_Aim of the task:_
Your answer is a single number: how many lines hold the word "that"?

_Recorded information:_
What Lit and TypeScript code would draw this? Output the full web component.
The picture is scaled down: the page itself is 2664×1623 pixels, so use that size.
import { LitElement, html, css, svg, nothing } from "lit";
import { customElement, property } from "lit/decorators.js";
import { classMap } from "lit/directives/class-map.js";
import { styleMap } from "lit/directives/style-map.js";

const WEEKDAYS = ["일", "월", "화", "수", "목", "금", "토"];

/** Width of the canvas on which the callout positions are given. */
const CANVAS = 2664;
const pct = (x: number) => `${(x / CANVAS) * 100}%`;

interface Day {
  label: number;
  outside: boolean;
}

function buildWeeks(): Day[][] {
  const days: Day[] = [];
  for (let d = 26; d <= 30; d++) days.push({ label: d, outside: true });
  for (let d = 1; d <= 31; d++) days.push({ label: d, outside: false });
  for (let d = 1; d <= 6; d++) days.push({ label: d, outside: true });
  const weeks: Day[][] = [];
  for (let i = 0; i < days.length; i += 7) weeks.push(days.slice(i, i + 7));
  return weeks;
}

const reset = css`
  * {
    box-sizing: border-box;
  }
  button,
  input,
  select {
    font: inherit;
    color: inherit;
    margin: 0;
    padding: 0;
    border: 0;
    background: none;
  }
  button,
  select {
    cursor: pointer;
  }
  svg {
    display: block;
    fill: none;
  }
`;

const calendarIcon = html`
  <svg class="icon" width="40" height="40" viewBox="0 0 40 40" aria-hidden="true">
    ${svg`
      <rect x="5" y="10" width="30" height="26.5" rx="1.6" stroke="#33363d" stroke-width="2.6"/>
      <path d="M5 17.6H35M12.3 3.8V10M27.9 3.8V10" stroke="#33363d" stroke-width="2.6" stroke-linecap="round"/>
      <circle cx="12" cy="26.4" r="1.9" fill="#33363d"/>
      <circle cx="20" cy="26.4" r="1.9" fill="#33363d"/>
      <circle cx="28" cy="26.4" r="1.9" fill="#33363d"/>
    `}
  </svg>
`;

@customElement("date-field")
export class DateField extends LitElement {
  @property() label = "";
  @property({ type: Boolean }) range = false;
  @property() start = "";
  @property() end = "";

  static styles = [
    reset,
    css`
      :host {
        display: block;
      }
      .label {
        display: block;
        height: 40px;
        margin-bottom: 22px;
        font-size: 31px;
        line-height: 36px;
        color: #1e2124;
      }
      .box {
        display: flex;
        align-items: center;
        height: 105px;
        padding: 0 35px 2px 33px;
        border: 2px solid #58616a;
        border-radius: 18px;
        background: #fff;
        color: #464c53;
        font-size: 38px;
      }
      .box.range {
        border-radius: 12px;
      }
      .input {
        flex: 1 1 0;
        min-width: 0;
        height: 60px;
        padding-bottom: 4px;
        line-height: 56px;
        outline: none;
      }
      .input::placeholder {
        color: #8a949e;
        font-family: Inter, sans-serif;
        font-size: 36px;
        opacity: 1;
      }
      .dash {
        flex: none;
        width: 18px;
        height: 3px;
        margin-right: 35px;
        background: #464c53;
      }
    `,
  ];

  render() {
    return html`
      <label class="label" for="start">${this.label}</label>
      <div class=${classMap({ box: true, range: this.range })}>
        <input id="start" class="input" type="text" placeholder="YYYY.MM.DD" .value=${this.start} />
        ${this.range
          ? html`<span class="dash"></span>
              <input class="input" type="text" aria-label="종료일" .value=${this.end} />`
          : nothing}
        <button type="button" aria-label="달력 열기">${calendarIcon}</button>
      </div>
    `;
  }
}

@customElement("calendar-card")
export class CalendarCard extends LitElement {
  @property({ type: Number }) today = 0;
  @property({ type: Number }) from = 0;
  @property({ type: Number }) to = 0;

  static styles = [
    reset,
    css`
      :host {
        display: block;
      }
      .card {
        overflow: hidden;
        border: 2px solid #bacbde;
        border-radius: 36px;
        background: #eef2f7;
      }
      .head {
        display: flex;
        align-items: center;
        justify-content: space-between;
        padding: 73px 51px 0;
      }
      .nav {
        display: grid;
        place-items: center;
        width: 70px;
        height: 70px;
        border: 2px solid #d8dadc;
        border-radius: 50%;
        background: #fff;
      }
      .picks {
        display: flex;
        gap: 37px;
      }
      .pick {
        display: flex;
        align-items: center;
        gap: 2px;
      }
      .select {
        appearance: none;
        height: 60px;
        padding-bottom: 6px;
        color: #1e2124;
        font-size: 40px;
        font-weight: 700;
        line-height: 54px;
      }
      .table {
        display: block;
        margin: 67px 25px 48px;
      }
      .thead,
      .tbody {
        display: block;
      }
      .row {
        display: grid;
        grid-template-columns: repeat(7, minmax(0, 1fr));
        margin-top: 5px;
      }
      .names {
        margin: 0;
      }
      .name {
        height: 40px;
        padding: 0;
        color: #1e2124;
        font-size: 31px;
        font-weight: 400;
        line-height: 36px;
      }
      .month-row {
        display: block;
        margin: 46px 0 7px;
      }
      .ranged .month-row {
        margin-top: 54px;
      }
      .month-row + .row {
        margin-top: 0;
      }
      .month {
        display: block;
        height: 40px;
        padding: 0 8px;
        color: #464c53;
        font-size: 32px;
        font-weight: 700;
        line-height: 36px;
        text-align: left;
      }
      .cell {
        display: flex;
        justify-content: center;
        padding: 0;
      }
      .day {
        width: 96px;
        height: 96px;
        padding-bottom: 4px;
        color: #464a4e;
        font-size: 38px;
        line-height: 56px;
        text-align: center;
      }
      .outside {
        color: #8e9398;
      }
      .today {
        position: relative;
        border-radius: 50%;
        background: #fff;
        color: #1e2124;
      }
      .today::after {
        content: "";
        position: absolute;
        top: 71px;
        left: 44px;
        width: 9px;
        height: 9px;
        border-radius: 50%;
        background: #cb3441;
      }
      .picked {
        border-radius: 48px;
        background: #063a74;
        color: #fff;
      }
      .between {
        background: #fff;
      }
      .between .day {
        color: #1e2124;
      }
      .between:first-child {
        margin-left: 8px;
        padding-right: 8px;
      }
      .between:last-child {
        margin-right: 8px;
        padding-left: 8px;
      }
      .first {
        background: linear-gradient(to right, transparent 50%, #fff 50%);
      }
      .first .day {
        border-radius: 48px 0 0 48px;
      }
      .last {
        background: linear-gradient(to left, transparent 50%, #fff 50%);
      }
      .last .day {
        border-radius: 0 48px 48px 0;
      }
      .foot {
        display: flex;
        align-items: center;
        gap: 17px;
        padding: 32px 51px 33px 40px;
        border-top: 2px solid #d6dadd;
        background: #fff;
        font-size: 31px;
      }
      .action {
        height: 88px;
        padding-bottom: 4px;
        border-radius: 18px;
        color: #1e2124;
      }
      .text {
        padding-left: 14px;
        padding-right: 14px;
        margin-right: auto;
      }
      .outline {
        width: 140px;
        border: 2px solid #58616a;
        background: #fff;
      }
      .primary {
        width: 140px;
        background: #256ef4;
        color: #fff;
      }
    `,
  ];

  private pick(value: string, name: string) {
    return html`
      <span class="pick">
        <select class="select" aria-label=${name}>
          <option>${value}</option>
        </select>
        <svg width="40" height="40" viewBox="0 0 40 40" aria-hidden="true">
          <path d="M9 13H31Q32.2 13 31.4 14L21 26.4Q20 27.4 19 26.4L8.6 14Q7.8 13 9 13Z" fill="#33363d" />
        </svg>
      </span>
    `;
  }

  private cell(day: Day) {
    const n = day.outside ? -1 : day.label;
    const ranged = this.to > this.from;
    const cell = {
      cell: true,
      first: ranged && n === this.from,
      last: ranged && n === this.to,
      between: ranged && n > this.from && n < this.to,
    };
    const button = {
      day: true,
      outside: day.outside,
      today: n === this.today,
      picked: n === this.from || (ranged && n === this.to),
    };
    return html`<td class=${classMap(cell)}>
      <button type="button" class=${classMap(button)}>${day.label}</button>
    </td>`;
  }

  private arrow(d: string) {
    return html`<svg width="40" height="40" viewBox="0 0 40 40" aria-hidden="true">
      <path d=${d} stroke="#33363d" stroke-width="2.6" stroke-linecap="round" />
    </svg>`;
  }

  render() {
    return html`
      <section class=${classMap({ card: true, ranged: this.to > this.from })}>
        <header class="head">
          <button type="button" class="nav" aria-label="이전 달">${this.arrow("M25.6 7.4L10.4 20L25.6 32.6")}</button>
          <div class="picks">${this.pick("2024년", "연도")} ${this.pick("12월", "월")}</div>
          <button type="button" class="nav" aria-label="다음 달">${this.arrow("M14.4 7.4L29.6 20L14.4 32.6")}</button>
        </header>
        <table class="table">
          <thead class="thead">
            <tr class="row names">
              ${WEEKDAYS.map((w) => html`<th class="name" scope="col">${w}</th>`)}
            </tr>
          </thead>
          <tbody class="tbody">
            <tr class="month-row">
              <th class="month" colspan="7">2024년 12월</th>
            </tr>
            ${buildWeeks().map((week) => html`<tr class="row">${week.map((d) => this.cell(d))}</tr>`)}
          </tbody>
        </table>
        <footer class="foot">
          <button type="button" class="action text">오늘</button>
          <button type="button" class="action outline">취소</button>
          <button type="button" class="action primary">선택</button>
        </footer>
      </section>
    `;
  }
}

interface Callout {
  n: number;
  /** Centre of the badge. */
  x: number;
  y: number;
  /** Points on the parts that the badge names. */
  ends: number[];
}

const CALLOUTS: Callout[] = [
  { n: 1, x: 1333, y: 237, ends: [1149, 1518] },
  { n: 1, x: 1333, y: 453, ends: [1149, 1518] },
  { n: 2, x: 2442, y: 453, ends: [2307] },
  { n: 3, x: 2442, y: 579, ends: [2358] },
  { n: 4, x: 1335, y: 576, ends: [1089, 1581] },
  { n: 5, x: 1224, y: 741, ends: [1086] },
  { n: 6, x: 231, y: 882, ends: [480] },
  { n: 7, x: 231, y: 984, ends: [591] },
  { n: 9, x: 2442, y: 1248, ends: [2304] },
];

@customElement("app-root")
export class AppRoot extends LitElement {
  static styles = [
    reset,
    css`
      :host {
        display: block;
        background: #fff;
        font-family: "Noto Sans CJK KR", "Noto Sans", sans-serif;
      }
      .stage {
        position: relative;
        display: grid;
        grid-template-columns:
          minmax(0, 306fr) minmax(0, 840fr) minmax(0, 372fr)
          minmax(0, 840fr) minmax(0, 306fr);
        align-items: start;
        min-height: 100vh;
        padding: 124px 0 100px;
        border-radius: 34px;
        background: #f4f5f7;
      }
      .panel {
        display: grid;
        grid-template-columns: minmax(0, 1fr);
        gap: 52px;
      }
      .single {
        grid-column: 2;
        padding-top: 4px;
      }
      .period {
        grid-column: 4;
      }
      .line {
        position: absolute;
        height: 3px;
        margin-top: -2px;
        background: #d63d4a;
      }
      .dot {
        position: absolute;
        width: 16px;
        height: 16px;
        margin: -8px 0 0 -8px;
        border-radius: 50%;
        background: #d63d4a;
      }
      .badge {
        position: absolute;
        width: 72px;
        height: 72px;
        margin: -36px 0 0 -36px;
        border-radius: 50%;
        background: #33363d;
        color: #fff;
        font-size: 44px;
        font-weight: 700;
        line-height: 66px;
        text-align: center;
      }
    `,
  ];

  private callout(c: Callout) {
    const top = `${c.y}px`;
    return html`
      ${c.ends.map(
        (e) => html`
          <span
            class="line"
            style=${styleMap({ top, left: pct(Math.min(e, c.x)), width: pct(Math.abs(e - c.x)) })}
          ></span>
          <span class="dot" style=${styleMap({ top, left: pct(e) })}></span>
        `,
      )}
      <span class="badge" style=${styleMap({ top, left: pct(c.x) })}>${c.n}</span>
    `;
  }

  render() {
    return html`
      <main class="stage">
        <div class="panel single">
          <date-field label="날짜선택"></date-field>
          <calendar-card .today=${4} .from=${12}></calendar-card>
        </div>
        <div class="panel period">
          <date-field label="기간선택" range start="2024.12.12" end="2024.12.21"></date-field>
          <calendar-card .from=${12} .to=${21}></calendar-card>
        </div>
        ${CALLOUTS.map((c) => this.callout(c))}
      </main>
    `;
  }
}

_Solution for this task:_
2